Donald Trump didn’t just misunderstand the East Wing; he loathes the category of things it represents.
He walked into a cathedral with a bullhorn, spray paint, and faux gold leaf. He saw a place designed for civic honor, official tenderness, and historical respect and wondered why it didn’t look more like a casino atrium, a glittery Liberace dreamscape.
The East Wing, under Melania Trump, became a mood board for grievance. The holiday corridors turned into a fever dream of performative menace, a pomo aesthetic that screamed more threat than holiday spirit. The Social Office, traditionally where protocol breathes, is now one more wing of the Department of Trolling, a conveyor belt of grotesque events staged not as acts of national hospitality but as moments for the Dear Leader to caper while his minions offer proofs of loyalty.
The White House grounds have become a gimcrack stage set, a regional dinner theater of the absurd.
It’s American malaise dressed up as blaring pageant: a stripper-pole segment added to a ballet, a spiritual emptiness that comes when a man confuses himself with a country and then tries to decorate the void in more and more gold leaf and Temu-grade gradeau.
There was, and still is, something transcendent about the White House, something balanced and quiet and stately.

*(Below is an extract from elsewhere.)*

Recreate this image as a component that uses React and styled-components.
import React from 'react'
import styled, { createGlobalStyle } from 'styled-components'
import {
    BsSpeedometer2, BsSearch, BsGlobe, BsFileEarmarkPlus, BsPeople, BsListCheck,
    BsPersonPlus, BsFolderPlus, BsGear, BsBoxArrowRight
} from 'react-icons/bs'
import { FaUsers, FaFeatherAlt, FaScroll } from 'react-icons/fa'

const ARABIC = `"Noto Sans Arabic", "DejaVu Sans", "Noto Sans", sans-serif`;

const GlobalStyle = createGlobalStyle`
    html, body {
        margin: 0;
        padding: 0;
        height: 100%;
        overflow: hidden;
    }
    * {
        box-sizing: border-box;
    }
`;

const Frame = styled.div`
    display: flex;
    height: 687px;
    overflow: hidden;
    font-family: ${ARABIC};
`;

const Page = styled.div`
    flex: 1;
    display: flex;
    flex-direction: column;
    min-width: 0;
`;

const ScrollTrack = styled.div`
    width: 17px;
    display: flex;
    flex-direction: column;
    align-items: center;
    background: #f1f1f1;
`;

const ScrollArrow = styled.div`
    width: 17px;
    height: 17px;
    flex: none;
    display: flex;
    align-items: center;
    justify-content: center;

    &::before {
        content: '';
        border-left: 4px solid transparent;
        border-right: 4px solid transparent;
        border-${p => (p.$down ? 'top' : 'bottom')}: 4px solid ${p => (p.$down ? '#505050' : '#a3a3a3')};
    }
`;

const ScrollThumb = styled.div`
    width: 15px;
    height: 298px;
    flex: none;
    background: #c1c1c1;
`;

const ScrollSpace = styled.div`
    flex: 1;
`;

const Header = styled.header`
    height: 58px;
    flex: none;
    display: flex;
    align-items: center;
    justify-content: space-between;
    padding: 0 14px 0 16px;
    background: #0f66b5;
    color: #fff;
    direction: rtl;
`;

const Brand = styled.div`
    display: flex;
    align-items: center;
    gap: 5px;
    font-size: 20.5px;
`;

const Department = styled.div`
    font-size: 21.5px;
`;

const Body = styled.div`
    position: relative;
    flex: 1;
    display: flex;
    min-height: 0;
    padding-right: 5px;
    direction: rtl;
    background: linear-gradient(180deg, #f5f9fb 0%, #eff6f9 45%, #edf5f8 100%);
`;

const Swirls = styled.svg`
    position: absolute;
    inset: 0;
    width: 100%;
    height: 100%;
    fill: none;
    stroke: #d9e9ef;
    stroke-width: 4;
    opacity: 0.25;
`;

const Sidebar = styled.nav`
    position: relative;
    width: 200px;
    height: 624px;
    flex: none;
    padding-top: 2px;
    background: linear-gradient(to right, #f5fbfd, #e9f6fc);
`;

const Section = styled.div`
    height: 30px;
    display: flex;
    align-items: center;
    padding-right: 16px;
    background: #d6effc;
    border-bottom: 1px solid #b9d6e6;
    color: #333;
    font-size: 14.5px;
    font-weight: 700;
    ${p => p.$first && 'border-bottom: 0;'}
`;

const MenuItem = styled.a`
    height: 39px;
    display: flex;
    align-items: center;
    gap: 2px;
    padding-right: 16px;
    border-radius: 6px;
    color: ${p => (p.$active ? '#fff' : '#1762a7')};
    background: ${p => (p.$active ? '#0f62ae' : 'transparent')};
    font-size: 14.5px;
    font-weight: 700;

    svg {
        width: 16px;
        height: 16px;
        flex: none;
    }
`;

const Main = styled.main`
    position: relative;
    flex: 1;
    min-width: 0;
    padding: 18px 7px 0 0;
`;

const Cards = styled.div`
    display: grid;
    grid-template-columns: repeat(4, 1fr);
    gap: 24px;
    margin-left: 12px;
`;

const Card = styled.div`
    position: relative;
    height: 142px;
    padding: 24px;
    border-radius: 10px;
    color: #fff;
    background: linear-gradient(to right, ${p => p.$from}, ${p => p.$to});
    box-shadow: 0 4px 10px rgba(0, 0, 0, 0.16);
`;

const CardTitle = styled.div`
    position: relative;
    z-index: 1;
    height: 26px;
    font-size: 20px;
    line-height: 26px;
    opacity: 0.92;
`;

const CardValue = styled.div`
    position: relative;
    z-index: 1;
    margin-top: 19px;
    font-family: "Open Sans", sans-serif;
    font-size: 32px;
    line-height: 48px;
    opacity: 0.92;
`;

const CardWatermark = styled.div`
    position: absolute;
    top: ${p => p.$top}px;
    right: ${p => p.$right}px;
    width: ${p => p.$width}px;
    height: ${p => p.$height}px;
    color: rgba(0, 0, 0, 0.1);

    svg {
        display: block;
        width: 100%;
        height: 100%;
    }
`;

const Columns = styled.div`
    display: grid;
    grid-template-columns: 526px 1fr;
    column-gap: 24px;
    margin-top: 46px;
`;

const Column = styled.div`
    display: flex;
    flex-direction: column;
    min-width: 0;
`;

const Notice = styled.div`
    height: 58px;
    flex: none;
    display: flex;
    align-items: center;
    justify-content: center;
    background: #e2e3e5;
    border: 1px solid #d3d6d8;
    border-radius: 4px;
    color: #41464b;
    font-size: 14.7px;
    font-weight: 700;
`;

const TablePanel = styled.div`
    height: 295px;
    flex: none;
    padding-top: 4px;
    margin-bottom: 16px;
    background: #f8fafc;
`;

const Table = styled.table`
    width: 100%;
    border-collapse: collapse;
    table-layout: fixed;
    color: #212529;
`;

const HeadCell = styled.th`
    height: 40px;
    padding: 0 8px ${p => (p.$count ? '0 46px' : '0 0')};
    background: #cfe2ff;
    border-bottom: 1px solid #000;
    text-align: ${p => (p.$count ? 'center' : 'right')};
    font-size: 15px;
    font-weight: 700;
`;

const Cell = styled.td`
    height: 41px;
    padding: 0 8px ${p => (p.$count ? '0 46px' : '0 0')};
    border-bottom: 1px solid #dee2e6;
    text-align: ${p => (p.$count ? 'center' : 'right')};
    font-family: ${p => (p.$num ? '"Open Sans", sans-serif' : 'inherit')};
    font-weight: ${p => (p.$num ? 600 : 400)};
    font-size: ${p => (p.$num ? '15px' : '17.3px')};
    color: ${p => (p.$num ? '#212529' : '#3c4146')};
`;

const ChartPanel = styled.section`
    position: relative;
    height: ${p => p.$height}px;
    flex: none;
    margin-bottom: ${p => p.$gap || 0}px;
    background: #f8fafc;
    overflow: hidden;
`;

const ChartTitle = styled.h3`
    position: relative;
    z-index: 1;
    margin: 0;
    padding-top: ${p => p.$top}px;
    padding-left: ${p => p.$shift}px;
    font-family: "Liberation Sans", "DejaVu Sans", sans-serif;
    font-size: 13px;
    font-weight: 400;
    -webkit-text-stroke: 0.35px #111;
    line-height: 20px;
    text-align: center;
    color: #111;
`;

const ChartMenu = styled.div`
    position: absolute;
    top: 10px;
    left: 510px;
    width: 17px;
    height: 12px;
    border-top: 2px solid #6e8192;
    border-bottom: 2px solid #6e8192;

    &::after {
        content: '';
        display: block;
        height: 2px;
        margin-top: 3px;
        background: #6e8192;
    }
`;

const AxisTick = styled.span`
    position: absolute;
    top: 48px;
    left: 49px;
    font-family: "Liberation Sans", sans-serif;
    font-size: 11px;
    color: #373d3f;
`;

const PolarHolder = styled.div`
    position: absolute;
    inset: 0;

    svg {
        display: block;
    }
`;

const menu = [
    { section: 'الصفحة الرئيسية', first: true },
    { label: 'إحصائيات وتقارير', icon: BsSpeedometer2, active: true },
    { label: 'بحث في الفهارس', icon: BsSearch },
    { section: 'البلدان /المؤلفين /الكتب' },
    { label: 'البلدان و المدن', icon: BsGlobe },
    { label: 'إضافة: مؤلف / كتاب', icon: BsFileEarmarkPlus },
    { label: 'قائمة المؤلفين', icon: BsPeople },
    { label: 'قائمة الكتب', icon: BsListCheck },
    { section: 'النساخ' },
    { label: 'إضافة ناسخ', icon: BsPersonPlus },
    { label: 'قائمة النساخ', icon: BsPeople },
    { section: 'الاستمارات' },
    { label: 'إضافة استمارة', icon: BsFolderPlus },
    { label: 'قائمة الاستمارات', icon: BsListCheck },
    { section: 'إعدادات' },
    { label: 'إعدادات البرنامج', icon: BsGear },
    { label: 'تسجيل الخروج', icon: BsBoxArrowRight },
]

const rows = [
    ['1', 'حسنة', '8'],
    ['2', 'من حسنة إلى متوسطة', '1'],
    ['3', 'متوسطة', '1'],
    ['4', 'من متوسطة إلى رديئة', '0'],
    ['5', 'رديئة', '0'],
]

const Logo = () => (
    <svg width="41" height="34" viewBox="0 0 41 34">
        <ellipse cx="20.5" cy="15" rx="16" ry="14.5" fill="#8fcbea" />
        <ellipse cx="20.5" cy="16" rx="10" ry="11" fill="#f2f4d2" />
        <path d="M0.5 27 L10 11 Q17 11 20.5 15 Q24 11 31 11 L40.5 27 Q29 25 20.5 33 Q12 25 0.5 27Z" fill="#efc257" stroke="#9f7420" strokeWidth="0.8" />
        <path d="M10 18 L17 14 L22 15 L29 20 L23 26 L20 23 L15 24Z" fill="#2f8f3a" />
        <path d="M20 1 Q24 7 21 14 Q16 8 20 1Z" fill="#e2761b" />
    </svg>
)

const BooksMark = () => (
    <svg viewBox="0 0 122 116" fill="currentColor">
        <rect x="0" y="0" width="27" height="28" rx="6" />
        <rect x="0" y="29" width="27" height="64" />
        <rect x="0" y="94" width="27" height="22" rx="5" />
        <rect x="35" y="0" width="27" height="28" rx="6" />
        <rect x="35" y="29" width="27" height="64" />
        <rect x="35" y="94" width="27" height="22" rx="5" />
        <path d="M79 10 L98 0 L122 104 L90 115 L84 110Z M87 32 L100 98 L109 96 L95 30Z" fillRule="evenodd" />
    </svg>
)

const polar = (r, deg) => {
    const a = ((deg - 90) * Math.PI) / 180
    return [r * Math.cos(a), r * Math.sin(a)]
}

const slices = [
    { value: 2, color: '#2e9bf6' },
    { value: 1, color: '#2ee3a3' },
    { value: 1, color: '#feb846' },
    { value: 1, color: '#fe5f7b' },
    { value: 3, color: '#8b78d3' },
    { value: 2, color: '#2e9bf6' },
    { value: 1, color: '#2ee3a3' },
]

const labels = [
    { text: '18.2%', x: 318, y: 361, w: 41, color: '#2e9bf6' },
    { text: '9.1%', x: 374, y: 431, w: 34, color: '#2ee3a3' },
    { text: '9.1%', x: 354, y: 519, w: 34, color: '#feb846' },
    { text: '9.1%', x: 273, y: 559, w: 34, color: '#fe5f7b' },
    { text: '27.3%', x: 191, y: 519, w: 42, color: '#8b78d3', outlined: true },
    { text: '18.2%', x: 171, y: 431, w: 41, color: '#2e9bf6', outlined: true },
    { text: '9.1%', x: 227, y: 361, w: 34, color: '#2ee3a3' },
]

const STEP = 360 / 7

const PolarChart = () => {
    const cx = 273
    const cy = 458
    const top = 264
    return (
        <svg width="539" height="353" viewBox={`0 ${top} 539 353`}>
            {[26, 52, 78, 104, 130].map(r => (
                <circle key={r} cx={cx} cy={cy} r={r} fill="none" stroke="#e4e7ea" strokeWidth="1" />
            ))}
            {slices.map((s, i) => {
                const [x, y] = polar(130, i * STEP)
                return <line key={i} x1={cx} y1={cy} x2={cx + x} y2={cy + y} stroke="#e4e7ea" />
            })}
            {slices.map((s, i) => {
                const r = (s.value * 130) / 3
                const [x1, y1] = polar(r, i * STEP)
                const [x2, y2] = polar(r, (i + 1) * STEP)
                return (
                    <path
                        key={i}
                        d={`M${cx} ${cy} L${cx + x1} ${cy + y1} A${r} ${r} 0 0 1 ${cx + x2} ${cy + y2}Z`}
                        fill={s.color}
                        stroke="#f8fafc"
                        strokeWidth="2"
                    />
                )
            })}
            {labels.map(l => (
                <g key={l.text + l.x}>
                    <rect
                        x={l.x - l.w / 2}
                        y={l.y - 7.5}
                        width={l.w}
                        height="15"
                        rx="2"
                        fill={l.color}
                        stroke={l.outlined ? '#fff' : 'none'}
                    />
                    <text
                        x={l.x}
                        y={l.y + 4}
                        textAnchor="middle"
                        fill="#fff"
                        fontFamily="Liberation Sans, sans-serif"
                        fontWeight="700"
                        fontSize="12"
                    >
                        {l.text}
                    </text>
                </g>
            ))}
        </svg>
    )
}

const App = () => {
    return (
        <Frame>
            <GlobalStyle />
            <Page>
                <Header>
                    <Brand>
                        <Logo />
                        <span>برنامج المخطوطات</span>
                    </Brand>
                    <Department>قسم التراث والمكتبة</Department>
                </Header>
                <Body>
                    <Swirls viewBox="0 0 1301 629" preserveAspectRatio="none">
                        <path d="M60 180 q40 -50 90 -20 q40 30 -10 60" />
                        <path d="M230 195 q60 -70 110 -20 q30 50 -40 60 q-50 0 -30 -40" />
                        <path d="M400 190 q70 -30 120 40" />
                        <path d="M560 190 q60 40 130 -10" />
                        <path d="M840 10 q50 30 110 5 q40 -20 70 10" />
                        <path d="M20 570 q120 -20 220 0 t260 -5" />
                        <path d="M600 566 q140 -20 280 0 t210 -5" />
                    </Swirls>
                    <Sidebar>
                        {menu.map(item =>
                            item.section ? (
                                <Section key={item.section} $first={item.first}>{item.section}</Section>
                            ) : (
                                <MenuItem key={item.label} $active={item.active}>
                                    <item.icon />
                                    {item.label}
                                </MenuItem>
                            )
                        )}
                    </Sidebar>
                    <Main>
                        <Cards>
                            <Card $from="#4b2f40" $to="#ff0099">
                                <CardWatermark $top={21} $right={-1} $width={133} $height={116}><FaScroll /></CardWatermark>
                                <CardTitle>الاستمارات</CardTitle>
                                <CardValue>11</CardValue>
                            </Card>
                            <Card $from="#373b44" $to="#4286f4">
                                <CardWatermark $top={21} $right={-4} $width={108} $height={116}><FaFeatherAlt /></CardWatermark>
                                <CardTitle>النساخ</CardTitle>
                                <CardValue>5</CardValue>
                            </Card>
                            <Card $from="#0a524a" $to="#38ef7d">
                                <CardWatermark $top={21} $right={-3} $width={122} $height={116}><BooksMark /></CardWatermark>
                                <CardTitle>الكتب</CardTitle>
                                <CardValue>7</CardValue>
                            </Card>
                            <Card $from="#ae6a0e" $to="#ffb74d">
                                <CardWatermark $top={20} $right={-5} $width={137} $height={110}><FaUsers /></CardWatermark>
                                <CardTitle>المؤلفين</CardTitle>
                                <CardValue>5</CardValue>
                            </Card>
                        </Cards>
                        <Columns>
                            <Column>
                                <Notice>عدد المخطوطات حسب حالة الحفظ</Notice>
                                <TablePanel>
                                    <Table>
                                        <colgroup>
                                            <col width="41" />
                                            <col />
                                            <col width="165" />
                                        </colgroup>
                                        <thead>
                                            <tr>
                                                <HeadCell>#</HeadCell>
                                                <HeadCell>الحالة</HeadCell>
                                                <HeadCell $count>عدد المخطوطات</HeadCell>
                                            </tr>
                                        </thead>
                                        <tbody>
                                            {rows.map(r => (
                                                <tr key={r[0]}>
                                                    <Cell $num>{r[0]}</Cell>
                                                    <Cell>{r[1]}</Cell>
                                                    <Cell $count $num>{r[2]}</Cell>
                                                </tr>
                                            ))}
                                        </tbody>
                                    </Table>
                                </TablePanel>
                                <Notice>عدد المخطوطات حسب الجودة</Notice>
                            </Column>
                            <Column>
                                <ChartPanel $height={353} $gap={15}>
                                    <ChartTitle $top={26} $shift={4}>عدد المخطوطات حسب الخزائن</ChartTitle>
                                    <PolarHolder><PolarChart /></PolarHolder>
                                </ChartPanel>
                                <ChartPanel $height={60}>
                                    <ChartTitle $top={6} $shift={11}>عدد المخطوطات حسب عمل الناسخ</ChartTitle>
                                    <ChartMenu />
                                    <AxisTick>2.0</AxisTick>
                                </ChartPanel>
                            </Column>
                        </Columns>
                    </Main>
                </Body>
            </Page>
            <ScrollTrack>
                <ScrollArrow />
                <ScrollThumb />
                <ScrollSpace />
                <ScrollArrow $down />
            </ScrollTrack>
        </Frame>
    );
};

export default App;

These are things Trump cannot abide. His vulgarity and transgression are a message that dignity and duty are for suckers; ego, payoffs, gilt ornaments and gaudy filigree are the sacrament.
And so the East Wing must be destroyed to make way for a grotesque carbuncle, a vile big-box Barbie Dream House ballroom so Trump can pack more in more paying sycophants per square foot.
I heard a particularly dumb take yesterday on this moment: the argument that Apple and Google and OpenAI and the other beggars at Trump’s feet are responsible for this.
It was a shallow and puerile excuse. They are, at best, symptoms, enablers, hollow men uttering the mantra of “shareholder value” to themselves.
This destruction, like all his other acts, is the pure, sole, personal responsibility of Donald John Trump, America’s most vile and vulgar president. Blaming the marks and the accommodationists is like saying Vichy France was responsible for the Holocaust.